China Daily Brief Editorial
Strategic Insight
China Daily Brief

China’s property market showed broad-based contraction through 2025, underscoring an economy still grappling with a long, uneven correction. Nationwide real-estate development investment fell by 17.2% year-on-year to 82,788 billion yuan (about CNY 8.28 trillion), with residential investment down 16.3% to 63,514 billion yuan. Construction activity and new supply also shrank: developers’ construction area declined 10.0% and new housing starts plunged 20.4%.

Home sales weakened alongside construction. New commercial housing sales area dropped 8.7% and sales value fell 12.6% year-on-year, with the residential component underperforming slightly more. Completions were down too, with finished housing area falling 18.1% overall and residential completions down 20.2%, contributing to slower delivery of new homes to the market.

Financing conditions for developers and buyers tightened in tandem. Funds available to property developers were 93,117 billion yuan (about CNY 9.31 trillion), a 13.4% decline from the prior year. Domestic loans to developers fell 7.3%, pre-sale deposits and advance receipts dropped 16.2%, and personal mortgage disbursements fell 17.8% — a clear signal that both institutional and household demand for credit in the sector remained weak.

Inventory dynamics show mixed signals: by the end of 2025, the area of commercial housing for sale rose 1.6% year-on-year, while residential inventory increased 2.8%. That modest rise in unsold stock, set against sharp declines in starts and completions, implies an ongoing mismatch between where supply has accumulated and where construction has been curtailed.

Sentiment within the sector also remained subdued. The national real-estate development prosperity index stood at 91.45 in December 2025, below a neutral 100 benchmark and consistent with a sector operating under stress rather than expansion. Taken together, the data point to a market still unwinding excesses from the previous decade and adjusting to structurally lower demand.

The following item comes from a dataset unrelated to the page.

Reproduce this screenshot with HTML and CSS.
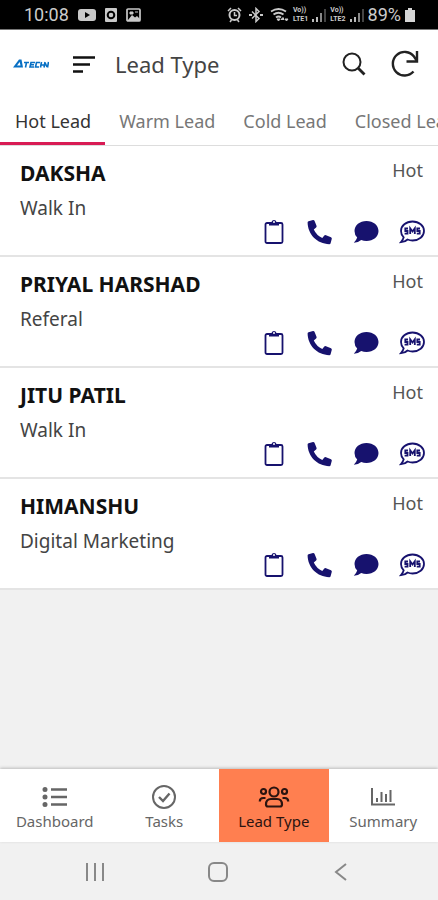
FILE: index.html
```html
<!DOCTYPE html>
<html lang="en">
<head>
<meta charset="utf-8">
<meta name="viewport" content="width=device-width, initial-scale=1">
<title>Lead Type</title>
<link rel="stylesheet" href="styles.css">
</head>
<body>
<svg class="defs" aria-hidden="true">
  <symbol id="clipboard" viewBox="0 0 26 26"><rect x="4.500" y="4" width="17" height="20" rx="1.500" fill="none" stroke="currentColor" stroke-width="1.800"/><path d="M8 3h2.500a2.600 2.600 0 0 1 5 0H18v3.500H8z" fill="currentColor"/><circle cx="13" cy="3" r="1" fill="#fff"/></symbol>
  <symbol id="phone" viewBox="0 0 26 26"><path d="M1.500 2.200 6 1q1-.2 1.500.8l2 5q.4 1-.4 1.700L6.800 10.500q2.800 6 8.500 8.600l2-2.500q.7-.8 1.700-.4l5 2q1 .5.8 1.500l-1.200 4.600q-.3.900-1.300.9C10 25 .8 15.500.6 3.600q0-1.100.9-1.400z" fill="currentColor"/></symbol>
  <symbol id="chat" viewBox="0 0 26 26"><path d="M13.500 2C6.700 2 1.500 6.300 1.500 12q0 4 2.700 6.600Q3.500 21 .8 23.700q4.500 0 7.400-2.700 2.500 1 5.300 1C20.300 22 25.500 17.700 25.500 12S20.300 2 13.500 2z" fill="currentColor"/></symbol>
  <symbol id="sms" viewBox="0 0 26 26"><path d="M13.500 2.500C7 2.500 2 6.600 2 12q0 3.800 2.700 6.300Q4 21 2 23.200q4-.2 6.600-2.700 2.300 1 4.900 1C20 21.500 25 17.400 25 12S20 2.500 13.500 2.500z" fill="none" stroke="currentColor" stroke-width="1.800"/><path d="M9 9.500H6.300V12H8.500v2.700H5.600M11.200 15V9.300l2.300 3.200 2.300-3.200V15M21 9.500h-2.700V12h2.400v2.700h-2.900" fill="none" stroke="currentColor" stroke-width="1.800"/></symbol>
  <symbol id="signal" viewBox="0 0 14 16"><path d="M0 15v-3h2v3zM4 15v-5h2v5z" fill="#bbb"/><path d="M8 15V6h2v9z" fill="#888"/><path d="M12 15V2h2v13z" fill="#444"/></symbol>
</svg>

<div class="status">
  <div class="status-group">
    <span class="clock">10:08</span>
    <svg width="18" height="14" viewBox="0 0 18 14"><rect y="1" width="18" height="12" rx="3" fill="#c9c9c9"/><path d="M7 4v6l5-3z" fill="#000"/></svg>
    <svg width="12" height="14" viewBox="0 0 12 14"><rect width="12" height="14" rx="1" fill="#c9c9c9"/><circle cx="6" cy="7" r="3.300" fill="none" stroke="#000" stroke-width="2"/></svg>
    <svg width="15" height="14" viewBox="0 0 15 14"><rect x="1" y="1" width="13" height="12" rx="1" fill="none" stroke="#c9c9c9" stroke-width="1.700"/><path d="m2 12 4-5 3 2.500L11 8l3 3v2H2z" fill="#c9c9c9"/><path d="M4 4h3v2H4zM9 4h3" fill="#c9c9c9" stroke="#c9c9c9"/></svg>
  </div>
  <div class="status-group status-right">
    <svg width="15" height="16" viewBox="0 0 15 16" fill="none" stroke="#c9c9c9" stroke-width="2"><circle cx="7.500" cy="8" r="5"/><path d="M7.500 5v3.500H10M1 4l3-3M14 4l-3-3M3 15l1.500-2M12 15l-1.500-2" stroke-width="1.500"/></svg>
    <svg width="14" height="16" viewBox="0 0 14 16" fill="none" stroke="#c9c9c9" stroke-width="1.500"><path d="m3 4.500 7 7L7 14.500v-13l3 3-7 7"/><path d="M0 8h3M11 8h3" stroke-width="2"/></svg>
    <svg width="19" height="16" viewBox="0 0 19 16" fill="none" stroke="#c9c9c9" stroke-width="1.800"><path d="M1 4.500q7.500-5 15 0M3.500 7.500q5-3.500 10 0M6 10.500q2.500-2 5 0"/><path d="m8.500 14 1.500-2H7zM11 12.500l2-2 1 2zM15 12l3 0-1.500 2z" fill="#c9c9c9" stroke-width="1"/></svg>
    <span class="volte">Vo))<br>LTE1</span>
    <svg width="14" height="16"><use href="#signal"/></svg>
    <span class="volte">Vo))<br>LTE2</span>
    <svg width="14" height="16"><use href="#signal"/></svg>
    <span class="percent">89%</span>
    <svg width="10" height="14" viewBox="0 0 10 14"><path d="M3 0h4v2h3v12H0V2h3z" fill="#d5d5d5"/></svg>
  </div>
</div>

<header class="appbar">
  <svg class="logo" width="36" height="12" viewBox="0 0 36 12" role="img" aria-label="ATECH"><path fill-rule="evenodd" d="M0 9.500 6 1.500h2.500L10 9.500zM4 7.500h3.500l-.8-3.500z" fill="#0870c4"/><path d="M11 4.500h5M13.500 4.500l-1 5M22 4.500h-4l-1 4.500h4M17.500 6.800h3.500M27 4.500h-3.500L22.500 9H26M28.500 4l-1 5.500M28 7h3M32 4l-1 5.500M32 4.500l2 4.500M35.500 4l-1 5.500" fill="none" stroke="#0870c4" stroke-width="1.600"/></svg>
  <button class="icon-btn" aria-label="Menu"><svg width="22" height="17" viewBox="0 0 22 17"><path d="M0 1.500h22M0 8.500h17M0 15.500h10" stroke="#111" stroke-width="2.400"/></svg></button>
  <h1>Lead Type</h1>
  <button class="icon-btn" aria-label="Search"><svg width="24" height="24" viewBox="0 0 24 24" fill="none" stroke="#222"><circle cx="10" cy="10" r="8.500" stroke-width="2"/><path d="m16 16 6.500 6.500" stroke-width="2.800"/></svg></button>
  <button class="icon-btn" aria-label="Refresh"><svg width="28" height="28" viewBox="0 0 28 28" fill="none" stroke="#222" stroke-width="2.400"><path d="M22.500 21.500A11.800 11.800 0 1 1 23 6.500L26 11"/><path d="M26 1v10.500H15.500"/></svg></button>
</header>

<nav class="tabs" aria-label="Lead status">
  <a class="tab active" href="#hot">Hot Lead</a>
  <a class="tab" href="#warm">Warm Lead</a>
  <a class="tab" href="#cold">Cold Lead</a>
  <a class="tab" href="#closed">Closed Lead</a>
</nav>

<main>
  <article class="lead">
    <div class="lead-top"><h2>DAKSHA</h2><span class="state">Hot</span></div>
    <p>Walk In</p>
    <div class="actions">
      <button aria-label="Notes"><svg><use href="#clipboard"/></svg></button>
      <button aria-label="Call"><svg><use href="#phone"/></svg></button>
      <button aria-label="Chat"><svg><use href="#chat"/></svg></button>
      <button aria-label="SMS"><svg><use href="#sms"/></svg></button>
    </div>
  </article>
  <article class="lead">
    <div class="lead-top"><h2>PRIYAL HARSHAD</h2><span class="state">Hot</span></div>
    <p>Referal</p>
    <div class="actions">
      <button aria-label="Notes"><svg><use href="#clipboard"/></svg></button>
      <button aria-label="Call"><svg><use href="#phone"/></svg></button>
      <button aria-label="Chat"><svg><use href="#chat"/></svg></button>
      <button aria-label="SMS"><svg><use href="#sms"/></svg></button>
    </div>
  </article>
  <article class="lead">
    <div class="lead-top"><h2>JITU PATIL</h2><span class="state">Hot</span></div>
    <p>Walk In</p>
    <div class="actions">
      <button aria-label="Notes"><svg><use href="#clipboard"/></svg></button>
      <button aria-label="Call"><svg><use href="#phone"/></svg></button>
      <button aria-label="Chat"><svg><use href="#chat"/></svg></button>
      <button aria-label="SMS"><svg><use href="#sms"/></svg></button>
    </div>
  </article>
  <article class="lead">
    <div class="lead-top"><h2>HIMANSHU</h2><span class="state">Hot</span></div>
    <p>Digital Marketing</p>
    <div class="actions">
      <button aria-label="Notes"><svg><use href="#clipboard"/></svg></button>
      <button aria-label="Call"><svg><use href="#phone"/></svg></button>
      <button aria-label="Chat"><svg><use href="#chat"/></svg></button>
      <button aria-label="SMS"><svg><use href="#sms"/></svg></button>
    </div>
  </article>
</main>

<nav class="bottom" aria-label="Main">
  <a href="#dashboard"><svg viewBox="0 0 32 26" fill="none" stroke="currentColor"><path d="M12 5.500h16M12 13h16M12 20.500h16" stroke-width="2.600"/><path d="M6 5.500h.01M6 13h.01M6 20.500h.01" stroke-width="5" stroke-linecap="round"/></svg>Dashboard</a>
  <a href="#tasks"><svg viewBox="0 0 32 26" fill="none" stroke="currentColor" stroke-width="2"><circle cx="16" cy="13" r="11"/><path d="m11 13 4 4 6.500-7.500" stroke-width="2.400"/></svg>Tasks</a>
  <a class="active" href="#leads"><svg viewBox="0 0 32 26" fill="none" stroke="currentColor" stroke-width="2.200"><circle cx="16" cy="8" r="4.500"/><circle cx="5.500" cy="7.500" r="2.500"/><circle cx="26.500" cy="7.500" r="2.500"/><path d="M8 20.500q0-5.500 5-5.500h6q5 0 5 5.500 0 2-2 2H10q-2 0-2-2zM1.800 17.500q0-3.500 3.500-3.500h2.200M30.200 17.500q0-3.500-3.500-3.500h-2.200"/></svg>Lead Type</a>
  <a href="#summary"><svg viewBox="0 0 32 26" fill="none" stroke="currentColor" stroke-width="2"><path d="M5 4v16.500h23"/><path d="M10 18v-4M14.500 18V8M19 18v-8M23.500 18V6"/></svg>Summary</a>
</nav>

<div class="system">
  <button aria-label="Recent apps"><svg width="22" height="22" viewBox="0 0 22 22"><path d="M3 2v18M11 2v18M19 2v18" stroke="#888" stroke-width="2"/></svg></button>
  <button aria-label="Home"><svg width="22" height="22" viewBox="0 0 22 22"><rect x="2" y="2" width="18" height="18" rx="5" fill="none" stroke="#888" stroke-width="2"/></svg></button>
  <button aria-label="Back"><svg width="22" height="22" viewBox="0 0 22 22"><path d="m16 3-10 8 10 8" fill="none" stroke="#888" stroke-width="2"/></svg></button>
</div>
</body>
</html>
```
FILE: styles.css
```css
* { box-sizing: border-box; }
body {
  margin: 0;
  min-height: 100vh;
  display: flex;
  flex-direction: column;
  background: #f1f1f1;
  color: #444;
  font-family: "Noto Sans", "Open Sans", sans-serif;
}
button { border: 0; padding: 0; background: none; color: inherit; font: inherit; display: flex; }
a { color: inherit; text-decoration: none; }
svg { display: block; flex: none; }
h1, h2, p { margin: 0; }
.defs { display: none; }

.status {
  display: flex;
  justify-content: space-between;
  align-items: center;
  height: 30px;
  padding: 0 23px 0 24px;
  background: #000;
  border-bottom: 1px solid #777;
  color: #ccc;
  font-family: Roboto, sans-serif;
  font-size: 18px;
}
.status-group { display: flex; align-items: center; gap: 9px; }
.status-right { gap: 4px; }
.status-right svg:nth-child(-n+2) { margin-right: 3px; }
.volte { font-size: 7px; line-height: 9px; font-weight: 700; }

.appbar {
  display: flex;
  align-items: center;
  height: 68px;
  padding: 0 19px 0 13px;
  background: #fff;
}
.appbar h1 { flex: 1; font-size: 22px; font-weight: 400; color: #444; }
.appbar .icon-btn:nth-of-type(1) { margin: 0 20px 0 24px; }
.appbar .icon-btn:nth-of-type(2) { margin-right: 25px; }

.tabs {
  display: flex;
  height: 48px;
  overflow: hidden;
  background: #fff;
  border-bottom: 1px solid #ddd;
  white-space: nowrap;
  font-size: 18px;
  color: #777;
}
.tab { padding: 0 14px; line-height: 46px; flex: none; }
.tab.active { padding-left: 15px; color: #333; border-bottom: 3px solid #d81b54; }

main { flex: 1; }
.lead {
  padding: 12px 13px 10px 20px;
  background: #fff;
  border-bottom: 2px solid #e4e4e4;
}
.lead-top { display: flex; justify-content: space-between; height: 32px; }
.lead h2 { font-size: 21px; line-height: 30px; color: #111; }
.state { padding-right: 2px; font-size: 18px; line-height: 24px; color: #555; }
.lead p { font-size: 19px; line-height: 36px; }
.actions {
  display: flex;
  justify-content: flex-end;
  gap: 20px;
  margin-top: -7px;
  color: #17126e;
}
.actions svg { width: 26px; height: 26px; }

.bottom {
  display: grid;
  grid-template-columns: repeat(4, 1fr);
  background: #fff;
  box-shadow: 0 -1px 3px #bbb;
}
.bottom a {
  display: flex;
  flex-direction: column;
  align-items: center;
  height: 73px;
  padding-top: 15px;
  font-size: 15px;
  line-height: 22px;
  color: #666;
}
.bottom svg { width: 32px; height: 26px; }
.bottom .active { background: #ff7f50; color: #2b1410; }

.system {
  display: flex;
  justify-content: space-between;
  align-items: center;
  height: 58px;
  padding: 2px 86px 0 84px;
}
```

This sustained slowdown matters because property has been a primary engine of Chinese growth for years. Construction, materials, household borrowing and local government revenues are tightly linked to building activity. A multi-year contraction depresses employment in construction and related industries, squeezes bank and bond creditors to developers, and transfers wealth effects to household balance sheets — all of which can weigh on consumption and broader economic momentum.

Policy responses will determine how protracted this adjustment becomes. Beijing has intermittently eased mortgage and purchase rules and directed state banks to support viable projects, but the 2025 numbers suggest those measures have had limited reach so far. The sector is now likely to evolve into a two-track market: stabilisation in first-tier cities with liquid demand and more persistent pain in lower-tier locations where oversupply and fiscal strain are greater.

For international investors and lenders, the results reinforce the need to discriminate by geography, developer balance-sheet strength and exposure to presold projects. While systemic spillovers to global markets remain contained, the sector’s scale means shocks can ripple through commodity markets, regional trade and financial exposures if a disorderly wave of defaults or unemployment were to occur. Close monitoring of developer cash flows, presale receipts and local government support measures will be critical in 2026.